David Lipsey, a Labour member of the Lords, said he expected his party to press for about half a dozen amendments. He said it was “pretty unlikely” that Labour would keep up its opposition after Wednesday, even though there was a case for doing so.

“The Lords has always had the backstop role in stopping governments doing things that are beyond the bounds of democratic and legal decision-making,” said Mr. Lipsey, who became a member in 1999 as Baron Lipsey of Tooting Bec.

While Labour’s double-digit polling lead means it is likely to form the next government, the party’s leaders know that, if elected, they would not have an automatic majority in a chamber where many members are nonaligned.

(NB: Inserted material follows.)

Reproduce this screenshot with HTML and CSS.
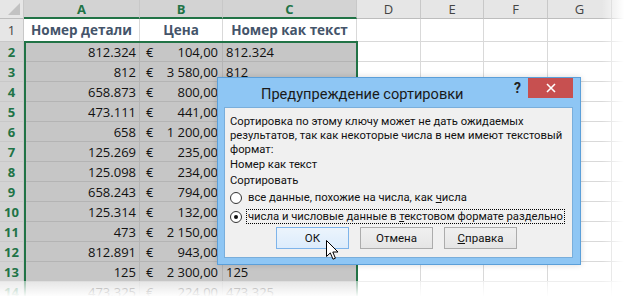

“Labour doesn’t particularly want to establish the precedent that it’s OK for the Lords to chuck out a flagship piece of government legislation because there may be things they want to do,” Ms. Rutter said.

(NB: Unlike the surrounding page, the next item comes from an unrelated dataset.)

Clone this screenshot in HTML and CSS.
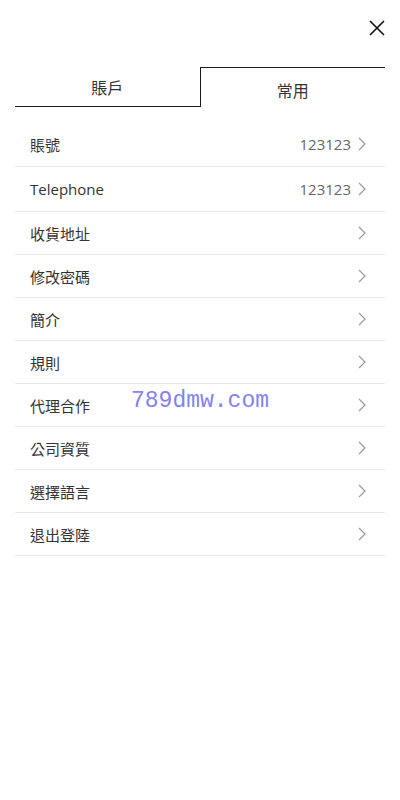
FILE: index.html
```html
<!DOCTYPE html>
<html lang="zh-Hant">
<head>
<meta charset="utf-8">
<title>常用</title>
<link rel="stylesheet" href="styles.css">
</head>
<body>
<div class="page">
  <div class="top">
    <button class="close" aria-label="close">
      <svg width="16" height="16" viewBox="0 0 16 16"><path d="M1 1L15 15M15 1L1 15" stroke="#111" stroke-width="1.6" fill="none"/></svg>
    </button>
  </div>
  <div class="tabs">
    <div class="tab">賬戶</div>
    <div class="tab active">常用</div>
  </div>
  <ul class="list">
    <li class="row tall"><span class="label">賬號</span><span class="right"><span class="value">123123</span><svg class="chev" width="8" height="14" viewBox="0 0 8 14"><path d="M1 1L7 7L1 13" stroke="#9a9a9a" stroke-width="1.2" fill="none"/></svg></span></li>
    <li class="row tall"><span class="label">Telephone</span><span class="right"><span class="value">123123</span><svg class="chev" width="8" height="14" viewBox="0 0 8 14"><path d="M1 1L7 7L1 13" stroke="#9a9a9a" stroke-width="1.2" fill="none"/></svg></span></li>
    <li class="row"><span class="label">收貨地址</span><span class="right"><svg class="chev" width="8" height="14" viewBox="0 0 8 14"><path d="M1 1L7 7L1 13" stroke="#9a9a9a" stroke-width="1.2" fill="none"/></svg></span></li>
    <li class="row"><span class="label">修改密碼</span><span class="right"><svg class="chev" width="8" height="14" viewBox="0 0 8 14"><path d="M1 1L7 7L1 13" stroke="#9a9a9a" stroke-width="1.2" fill="none"/></svg></span></li>
    <li class="row"><span class="label">簡介</span><span class="right"><svg class="chev" width="8" height="14" viewBox="0 0 8 14"><path d="M1 1L7 7L1 13" stroke="#9a9a9a" stroke-width="1.2" fill="none"/></svg></span></li>
    <li class="row"><span class="label">規則</span><span class="right"><svg class="chev" width="8" height="14" viewBox="0 0 8 14"><path d="M1 1L7 7L1 13" stroke="#9a9a9a" stroke-width="1.2" fill="none"/></svg></span></li>
    <li class="row"><span class="label">代理合作</span><span class="right"><svg class="chev" width="8" height="14" viewBox="0 0 8 14"><path d="M1 1L7 7L1 13" stroke="#9a9a9a" stroke-width="1.2" fill="none"/></svg></span></li>
    <li class="row"><span class="label">公司資質</span><span class="right"><svg class="chev" width="8" height="14" viewBox="0 0 8 14"><path d="M1 1L7 7L1 13" stroke="#9a9a9a" stroke-width="1.2" fill="none"/></svg></span></li>
    <li class="row"><span class="label">選擇語言</span><span class="right"><svg class="chev" width="8" height="14" viewBox="0 0 8 14"><path d="M1 1L7 7L1 13" stroke="#9a9a9a" stroke-width="1.2" fill="none"/></svg></span></li>
    <li class="row"><span class="label">退出登陸</span><span class="right"><svg class="chev" width="8" height="14" viewBox="0 0 8 14"><path d="M1 1L7 7L1 13" stroke="#9a9a9a" stroke-width="1.2" fill="none"/></svg></span></li>
  </ul>
  <div class="watermark">789dmw.com</div>
</div>
</body>
</html>
```
FILE: styles.css
```css
* { box-sizing: border-box; }
html, body { margin: 0; padding: 0; background: #fff; }
body {
  font-family: "Open Sans", "Noto Sans CJK TC", sans-serif;
  color: #333;
  width: 400px;
  height: 800px;
  overflow: hidden;
}
.page {
  position: relative;
  padding: 0 15px;
}
.top {
  height: 67px;
  display: flex;
  justify-content: flex-end;
  align-items: flex-start;
  padding-top: 20px;
}
.close {
  border: 0;
  background: none;
  padding: 0;
  width: 16px;
  height: 16px;
  display: block;
}
.close svg { display: block; }
.tabs {
  display: flex;
  height: 40px;
}
.tab {
  flex: 1;
  display: flex;
  align-items: center;
  justify-content: center;
  font-size: 16px;
  color: #333;
  font-family: "Noto Sans CJK TC", sans-serif;
  border-bottom: 1.5px solid #1a1a1a;
  padding-top: 0;
}
.tab.active {
  border-bottom: 0;
  border-top: 1.5px solid #1a1a1a;
  border-left: 1.5px solid #1a1a1a;
  padding-top: 4px;
}
.list {
  list-style: none;
  margin: 15px 0 0;
  padding: 0;
}
.row {
  height: 43px;
  display: flex;
  align-items: center;
  justify-content: space-between;
  padding: 0 19px 0 15px;
  border-bottom: 1px solid #e8e8e8;
  font-size: 15px;
}
.row.tall { height: 45px; }
.label { color: #333; }
.right {
  display: flex;
  align-items: center;
  gap: 7px;
}
.value {
  color: #666;
  font-size: 15px;
}
.chev { display: block; }
.watermark {
  position: absolute;
  left: 131px;
  top: 386px;
  font-family: "Liberation Mono", monospace;
  font-size: 23px;
  color: #8383ee;
  line-height: 30px;
}
```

The election, most likely set for this fall, has given nonaligned members pause as well. Some worry about being painted as obstructionists by the government, which could seize on the unelected body as a weapon in a campaign. Others worry about constitutional reforms that could threaten their status.

The archbishop of Canterbury, Justin Welby, spoke out strongly against an earlier version of the Rwanda bill last year, saying it “fails to live up to our history, our moral responsibility and our political and international interests.”

But in an interview last December, he said, “I would like to play as small a role as possible in the debate. We’re within a year of an election.”